Ford is known for its “Built Ford Tough” slogan, but recently, Ford built love.Henry Day Ford, one of the several Ford dealerships in the state of Utah, donated $10,000 to Primary Children’s Medical Center with an initiative that began in May and is still in operation.
Given Henry Day Ford’s location near the hospital, one that harbors some of the most cutting edge and exciting medical research in the nation, the dealer knew the donation would make a profound difference. The donation was funded by sales promotion and marketing efforts that notified customers of the dealership’s intention to benefit the medical center.
The center serves children throughout the Intermountain region and was ranked by U.S. News and World Report as one of the nation’s best children’s hospitals in 2014, receiving the designation for its excellence in eight medical specialties.
The local Ford dealer has chosen to center its fundraising effort on this center because of the dire situation that children in the hospital are facing at such a young age. Although Henry Day Ford’s success in Salt Lake County gives it ample room to donate to charities, the dealership has not made the decision to fund the medical center amid wild profits, making its contribution especially noteworthy.

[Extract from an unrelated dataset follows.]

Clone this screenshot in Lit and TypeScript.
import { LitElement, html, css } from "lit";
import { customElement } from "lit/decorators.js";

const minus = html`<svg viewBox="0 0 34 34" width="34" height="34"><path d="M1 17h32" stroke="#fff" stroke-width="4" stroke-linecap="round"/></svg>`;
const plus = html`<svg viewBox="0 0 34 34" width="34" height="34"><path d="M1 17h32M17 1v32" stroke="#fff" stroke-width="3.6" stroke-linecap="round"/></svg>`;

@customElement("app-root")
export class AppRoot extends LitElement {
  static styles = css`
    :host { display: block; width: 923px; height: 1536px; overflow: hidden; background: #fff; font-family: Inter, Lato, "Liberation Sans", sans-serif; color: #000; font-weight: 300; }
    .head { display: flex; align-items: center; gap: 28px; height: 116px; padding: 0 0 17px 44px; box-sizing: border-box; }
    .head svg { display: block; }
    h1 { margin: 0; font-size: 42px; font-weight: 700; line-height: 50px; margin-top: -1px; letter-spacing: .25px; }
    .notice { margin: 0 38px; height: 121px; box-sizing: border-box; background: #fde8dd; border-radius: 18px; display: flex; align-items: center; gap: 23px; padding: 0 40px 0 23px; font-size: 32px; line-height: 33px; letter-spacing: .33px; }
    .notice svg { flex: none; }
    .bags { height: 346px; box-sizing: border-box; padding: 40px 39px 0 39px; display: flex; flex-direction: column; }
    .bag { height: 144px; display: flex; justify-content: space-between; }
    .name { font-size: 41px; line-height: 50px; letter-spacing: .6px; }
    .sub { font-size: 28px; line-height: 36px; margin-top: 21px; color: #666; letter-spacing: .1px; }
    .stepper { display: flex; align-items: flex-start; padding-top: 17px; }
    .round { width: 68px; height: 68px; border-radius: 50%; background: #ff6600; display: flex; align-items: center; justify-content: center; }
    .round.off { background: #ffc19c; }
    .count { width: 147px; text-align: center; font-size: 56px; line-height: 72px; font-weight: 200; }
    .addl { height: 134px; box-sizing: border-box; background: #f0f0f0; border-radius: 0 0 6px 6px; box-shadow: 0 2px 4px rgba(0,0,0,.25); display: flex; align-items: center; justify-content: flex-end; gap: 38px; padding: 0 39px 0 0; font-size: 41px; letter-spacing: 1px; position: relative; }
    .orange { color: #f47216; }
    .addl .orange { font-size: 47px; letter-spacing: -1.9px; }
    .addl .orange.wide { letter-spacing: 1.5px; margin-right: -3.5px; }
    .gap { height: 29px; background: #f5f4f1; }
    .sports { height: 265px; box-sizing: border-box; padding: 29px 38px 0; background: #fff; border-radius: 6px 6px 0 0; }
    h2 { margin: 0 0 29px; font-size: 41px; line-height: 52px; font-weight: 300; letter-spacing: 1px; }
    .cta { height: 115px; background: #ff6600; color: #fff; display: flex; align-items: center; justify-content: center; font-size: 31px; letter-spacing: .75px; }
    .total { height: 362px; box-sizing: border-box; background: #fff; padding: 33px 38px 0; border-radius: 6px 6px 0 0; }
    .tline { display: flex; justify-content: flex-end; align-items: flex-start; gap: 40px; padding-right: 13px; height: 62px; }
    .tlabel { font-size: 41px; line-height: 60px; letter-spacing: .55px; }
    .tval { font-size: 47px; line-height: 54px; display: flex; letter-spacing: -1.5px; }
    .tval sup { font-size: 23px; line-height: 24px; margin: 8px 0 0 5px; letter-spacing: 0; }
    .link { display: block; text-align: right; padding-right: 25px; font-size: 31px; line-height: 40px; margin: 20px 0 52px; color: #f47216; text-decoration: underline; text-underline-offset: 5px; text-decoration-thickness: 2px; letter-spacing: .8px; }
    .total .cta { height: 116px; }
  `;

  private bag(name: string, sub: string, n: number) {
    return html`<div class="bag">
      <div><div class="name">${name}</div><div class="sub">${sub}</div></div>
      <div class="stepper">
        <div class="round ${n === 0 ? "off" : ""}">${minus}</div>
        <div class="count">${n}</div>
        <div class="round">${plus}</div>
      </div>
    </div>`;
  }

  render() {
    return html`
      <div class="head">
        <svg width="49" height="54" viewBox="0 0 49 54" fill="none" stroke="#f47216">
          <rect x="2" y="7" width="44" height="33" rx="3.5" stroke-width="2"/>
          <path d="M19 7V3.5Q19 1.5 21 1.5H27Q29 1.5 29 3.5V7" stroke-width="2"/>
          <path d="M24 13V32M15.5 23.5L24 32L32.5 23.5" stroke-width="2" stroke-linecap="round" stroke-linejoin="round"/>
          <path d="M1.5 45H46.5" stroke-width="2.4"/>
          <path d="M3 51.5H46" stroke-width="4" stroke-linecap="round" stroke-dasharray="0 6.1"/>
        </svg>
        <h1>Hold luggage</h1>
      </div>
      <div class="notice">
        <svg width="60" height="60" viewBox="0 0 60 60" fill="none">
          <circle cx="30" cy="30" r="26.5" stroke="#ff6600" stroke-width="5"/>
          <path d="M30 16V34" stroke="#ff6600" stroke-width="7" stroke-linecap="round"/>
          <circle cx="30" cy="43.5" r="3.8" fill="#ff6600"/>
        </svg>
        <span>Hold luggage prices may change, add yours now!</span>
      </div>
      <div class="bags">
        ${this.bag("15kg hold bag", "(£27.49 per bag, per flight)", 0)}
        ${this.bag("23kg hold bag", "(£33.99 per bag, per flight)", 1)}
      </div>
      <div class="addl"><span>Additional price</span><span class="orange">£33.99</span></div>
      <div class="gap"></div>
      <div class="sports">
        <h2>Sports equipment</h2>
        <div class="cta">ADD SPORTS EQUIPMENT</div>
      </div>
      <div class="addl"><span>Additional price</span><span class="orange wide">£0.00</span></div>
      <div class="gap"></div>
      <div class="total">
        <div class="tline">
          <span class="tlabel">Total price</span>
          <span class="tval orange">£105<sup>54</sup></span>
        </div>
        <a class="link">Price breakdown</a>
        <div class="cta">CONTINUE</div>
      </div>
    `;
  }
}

Henry Day Ford is a Salt Lake City microcosm of Ford’s seriousness about philanthropy. Ford owns the largest automaker charity foundation in the World, which donates millions of dollars annually to global education, health and poverty related issues.
When a company as large as Ford can ensure that each dealer under its name is giving to a greater cause than profit, the message becomes clear that philanthropy is one of the automaker’s foremost initiatives and concerns.
If the generous donation means anything, it’s this: if dealers are to compete with Henry Day, and Ford in general, they will have to do much more than sell cars.